In the end, the Beast defied skeptics and cynics to prove that quality original digital journalism delivered with edge and attitude can succeed by virtually every metric. We more than doubled our traffic, to more than a million readers a day, with less than half the staff of years past. We became the most cited digital first news source, receiving multiple story mentions and reporter interviews per day on cable news and shout-outs on Colbert, SNL and others. But how you grow is as important as that you grow, and we attracted a disproportionate number of direct visitors and the highest visitor engagement among our competitive set, with four and half minutes per visitor. Our social media community grew from just over one million followers across Twitter and Facebook to over 3.5 million. Perhaps most significant was that our growth was organic—we did not boost numbers through expensive paid promotion campaigns like many competitors. To me, the equation for value creation was clear: quality journalism attracts a quality audience.

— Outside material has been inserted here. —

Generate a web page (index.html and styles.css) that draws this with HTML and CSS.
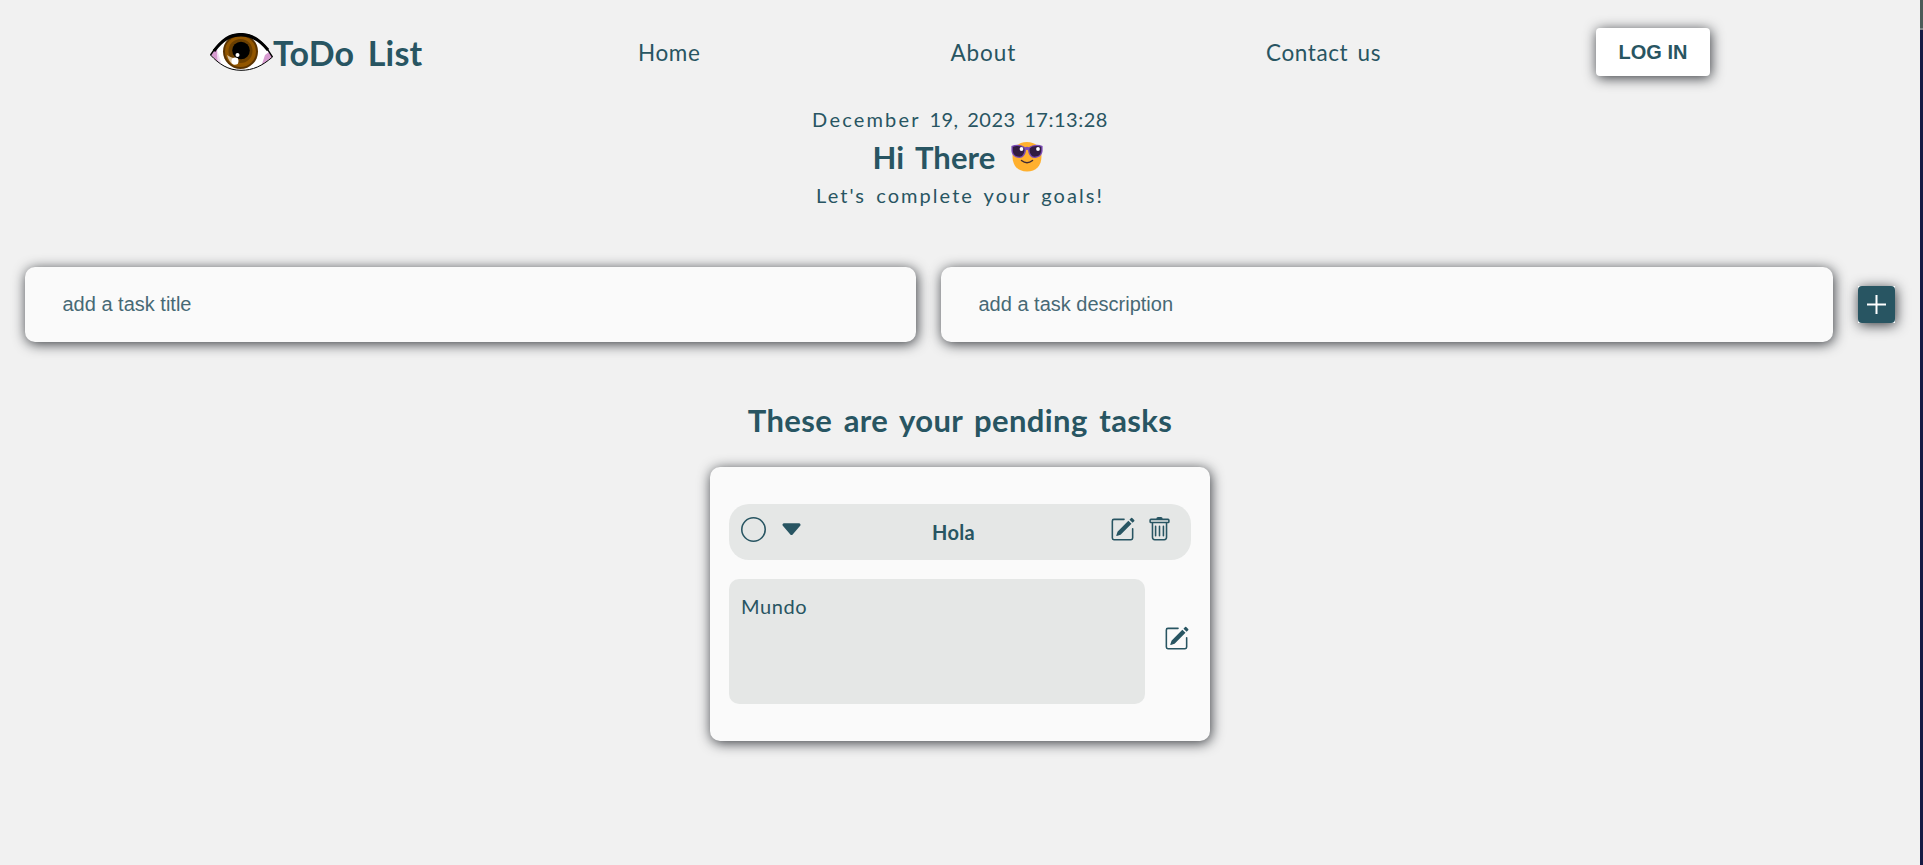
FILE: index.html
```html
<!DOCTYPE html>
<html lang="en">
<head>
<meta charset="utf-8">
<title>ToDo List</title>
<link rel="stylesheet" href="styles.css">
</head>
<body>
<svg class="defs" width="0" height="0">
  <symbol id="pencil" viewBox="0 0 16 16">
    <path d="M15.502 1.94a.5.5 0 0 1 0 .706L14.459 3.69l-2-2L13.502.646a.5.5 0 0 1 .707 0l1.293 1.293zm-1.75 2.456-2-2L4.939 9.21a.5.5 0 0 0-.121.196l-.805 2.414a.25.25 0 0 0 .316.316l2.414-.805a.5.5 0 0 0 .196-.12l6.813-6.814z"/>
    <path fill-rule="evenodd" d="M1 13.5A1.5 1.5 0 0 0 2.5 15h11a1.5 1.5 0 0 0 1.5-1.5v-6a.5.5 0 0 0-1 0v6a.5.5 0 0 1-.5.5h-11a.5.5 0 0 1-.5-.5v-11a.5.5 0 0 1 .5-.5H9a.5.5 0 0 0 0-1H2.5A1.5 1.5 0 0 0 1 2.5v11z"/>
  </symbol>
</svg>
<div class="page">
  <nav class="nav">
    <a class="logo">
      <svg class="eye" viewBox="0 0 63 38">
        <defs><clipPath id="lens"><path d="M1 22C12 7 20 1.5 31 1.500C43 1.500 52 8 62 24C52 33 43 37 31 37C18 37 9 31 1 22z"/></clipPath></defs>
        <g clip-path="url(#lens)">
          <rect width="63" height="38" fill="#fff"/>
          <path d="M0 14L7 17L8 30L0 27z" fill="#d79bd0"/>
          <path d="M7 16L12 33L8 30z" fill="#f0dcf0"/>
          <path d="M63 16L55 22L51 34L63 28z" fill="#d79bd0"/>
          <circle cx="30.500" cy="18.500" r="17.500" fill="#5a3300"/>
          <circle cx="30.500" cy="18.500" r="15.500" fill="#925600"/>
          <circle cx="30.500" cy="18" r="12" fill="#6b3f00"/>
          <circle cx="31" cy="17.500" r="8.800" fill="#000"/>
          <path d="M17 22C20 24 24 26 28 25L28 31L24 32C20 30 18 26 17 22z" fill="#dcc6a3"/>
          <circle cx="25" cy="28" r="3.500" fill="#fff"/>
          <circle cx="27.500" cy="22" r="2" fill="#fff"/>
        </g>
        <path d="M.5 22C12 5 20 .7 31 .7C43 .7 52 7 62.500 24" fill="none" stroke="#000" stroke-width="1.500"/>
        <path d="M4 18C13 6 21 2 31 2C42 2 50 7 58 17" fill="none" stroke="#000" stroke-width="3"/>
        <path d="M.5 22C9 31 18 37.300 31 37.300C43 37.300 52 33 62.500 24" fill="none" stroke="#000" stroke-width="1"/>
      </svg>
      <span class="brand">ToDo List</span>
    </a>
    <div class="links">
      <a class="link home">Home</a>
      <a class="link about">About</a>
      <a class="link contact">Contact us</a>
    </div>
    <button class="login">LOG IN</button>
  </nav>

  <header class="greeting">
    <p class="date"><span class="month">December</span> 19, 2023 17:13:28</p>
    <h1 class="hello"><span class="hi">Hi There</span>
      <svg class="cool" viewBox="0 0 32 30">
        <path d="M1.500 14C1.500 5 8 0 16 0S30.500 5 30.500 14C30.500 24 25 29.500 16 29.500S1.500 24 1.500 14z" fill="#ffb02e"/>
        <path d="M.4 4C5 1.800 11 2.500 14 5.200Q16 4.300 18 5.200C21 2.500 27 1.800 31.600 4V9C31 14 27 16 23.500 16C20 16 17.500 13 17 8.300Q16 7.300 15 8.300C14.500 13 12 16 8.500 16C5 16 1 14 .4 9z" fill="#7b4cb5"/>
        <path d="M1.800 5C5 3.300 11 3.500 13.300 6.500C14 10 12 14.700 8.500 14.700C5 14.700 2 13 1.800 8.500zM30.200 5C27 3.300 21 3.500 18.700 6.500C18 10 20 14.700 23.500 14.700C27 14.700 30 13 30.200 8.500z" fill="#321b41"/>
        <circle cx="10.500" cy="7" r="1.900" fill="#fff"/><circle cx="27" cy="7" r="1.900" fill="#fff"/>
        <path d="M10.500 18.500Q16 23 21.500 18.500" fill="none" stroke="#402a32" stroke-width="1.500" stroke-linecap="round"/>
      </svg>
    </h1>
    <p class="tagline">Let's complete your goals!</p>
  </header>

  <form class="add">
    <input class="field name" type="text" placeholder="add a task title">
    <input class="field" type="text" placeholder="add a task description">
    <button class="plus" type="button" aria-label="Add">
      <svg viewBox="0 0 37 37"><rect width="37" height="37" rx="4" fill="#285562"/><path d="M18.500 9v19M9 18.500h19" stroke="#fff" stroke-width="2"/></svg>
    </button>
  </form>

  <main class="tasks">
    <h2 class="pending">These are your pending tasks</h2>
    <section class="card">
      <div class="task">
        <svg class="icon" viewBox="0 0 16 16"><path d="M8 15A7 7 0 1 1 8 1a7 7 0 0 1 0 14m0 1A8 8 0 1 0 8 0a8 8 0 0 0 0 16"/></svg>
        <svg class="icon" viewBox="0 0 16 16"><path d="M7.247 11.140 2.451 5.658C1.885 5.013 2.345 4 3.204 4h9.592a1 1 0 0 1 .753 1.659l-4.796 5.480a1 1 0 0 1-1.506 0z"/></svg>
        <h3 class="title">Hola</h3>
        <svg class="icon"><use href="#pencil"/></svg>
        <svg class="icon" viewBox="0 0 16 16"><path d="M5.500 5.500A.5.500 0 0 1 6 6v6a.5.500 0 0 1-1 0V6a.5.500 0 0 1 .5-.5m2.500 0a.5.500 0 0 1 .5.500v6a.5.500 0 0 1-1 0V6a.5.500 0 0 1 .5-.5m3 .5a.5.500 0 0 0-1 0v6a.5.500 0 0 0 1 0z"/><path d="M14.500 3a1 1 0 0 1-1 1H13v9a2 2 0 0 1-2 2H5a2 2 0 0 1-2-2V4h-.5a1 1 0 0 1-1-1V2a1 1 0 0 1 1-1H6a1 1 0 0 1 1-1h2a1 1 0 0 1 1 1h3.500a1 1 0 0 1 1 1zM4.118 4 4 4.059V13a1 1 0 0 0 1 1h6a1 1 0 0 0 1-1V4.059L11.882 4zM2.500 3h11V2h-11z"/></svg>
      </div>
      <div class="detail">
        <div class="description">Mundo</div>
        <svg class="icon"><use href="#pencil"/></svg>
      </div>
    </section>
  </main>
</div>
<div class="edge"></div>
</body>
</html>
```

FILE: styles.css
```css
* { box-sizing: border-box; margin: 0; }
body {
  display: flex;
  height: 865px;
  overflow: hidden;
  background: #f1f1f1;
  color: #285562;
  font-family: Lato, "Open Sans", sans-serif;
  white-space: nowrap;
}
.defs { position: absolute; }
.page { flex: 1; }
.edge { width: 3px; background: linear-gradient(#4c5b58 28px, #7f8688 28px 30px, #161a43 30px); }

.nav { display: flex; align-items: center; justify-content: space-between; width: 1500px; height: 104px; margin: 0 auto; }
.logo { display: flex; align-items: center; width: 214px; }
.eye { width: 63px; height: 38px; flex: none; }
.brand { padding-top: 1px; font-size: 34px; font-weight: 700; line-height: 40px; letter-spacing: 0.200px; word-spacing: 5px; }
.links { display: flex; justify-content: space-between; width: 743px; padding-top: 1px; margin-left: -1px; }
.link { font-size: 22.500px; line-height: 30px; }
.home { width: 62px; letter-spacing: 0.6px; }
.about { width: 65px; letter-spacing: 0.9px; }
.contact { width: 115px; letter-spacing: 0.6px; word-spacing: 3px; }
.login {
  width: 114px; height: 48px; padding: 0; border: 0; border-radius: 4px;
  background: #fff; color: #285562;
  font: 700 20px "Liberation Sans", Arial, sans-serif;
  box-shadow: 1px 2px 13px #35383d;
}

.greeting { display: flex; flex-direction: column; align-items: center; }
.date, .tagline { font-size: 20px; line-height: 30px; word-spacing: 3px; }
.date { letter-spacing: 0.500px; }
.month { letter-spacing: 2.200px; }
.tagline { letter-spacing: 2.050px; }
.hello { display: flex; align-items: center; gap: 16px; height: 46px; padding-right: 4px; font-size: 31px; line-height: 46px; word-spacing: 4px; letter-spacing: 0.100px; }
.cool { width: 32px; height: 30px; }

.add { display: flex; align-items: center; gap: 25px; padding: 0 25px; margin-top: 57px; }
.field {
  flex: 1; min-width: 0; height: 75px; padding: 0 37.500px; border: 0; border-radius: 10px;
  background: #fafafa; box-shadow: 1px 2px 13px #35383d;
  font: 20px "Liberation Sans", Arial, sans-serif;
}
.name { flex: 0 0 891px; }
.field::placeholder { color: #476975; opacity: 1; }
.plus { width: 37px; height: 37px; padding: 0; border: 0; background: #fff; box-shadow: 1px 2px 13px #35383d; }
.plus svg { display: block; }

.tasks { display: flex; flex-direction: column; align-items: center; margin-top: 56px; }
.pending { font-size: 31px; line-height: 44px; letter-spacing: 0.400px; word-spacing: 3.500px; }
.card { width: 500px; height: 274px; margin-top: 25px; padding: 37px 19px; border-radius: 10px; background: #fafafa; box-shadow: 1px 2px 13px #35383d; }
.icon { flex: none; width: 25px; height: 25px; fill: #285562; }
.task { display: flex; gap: 12.500px; height: 56px; padding: 13px 19px 0 12px; border-radius: 20px; background: #e5e7e6; }
.title { flex: 1; padding-right: 6px; text-align: center; font-size: 20px; line-height: 31px; letter-spacing: 0.300px; }
.detail { display: flex; align-items: center; gap: 18.500px; margin-top: 19px; }
.description { width: 416px; height: 125px; padding: 12px; border-radius: 10px; background: #e5e7e6; font-size: 20px; line-height: 30px; letter-spacing: 0.600px; }
.detail .icon { margin-top: -6px; }
```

As you walk into the Beast newsroom, you see a quote on a column from the legendary Texas columnist Molly Ivins: “Keep Fighting for Freedom and Justice, but Don’t Forget to have Fun Doing It.” To me, that sums up the happy warrior spirit of The Daily Beast. As you walk out, you see a quote from the legendary Watergate-era editor Ben Bradlee, which reads: “Today Our Best. Tomorrow Better.” That’s the spirit with which I left after five great years as Editor-in-Chief, proud of the team we built and the work we did together, serene in the belief that the Beast’s best days are still ahead. I know that we’ll look back on this time as one of the best to be a journalist: not because it was easy, but because it was hard and our mission was clear.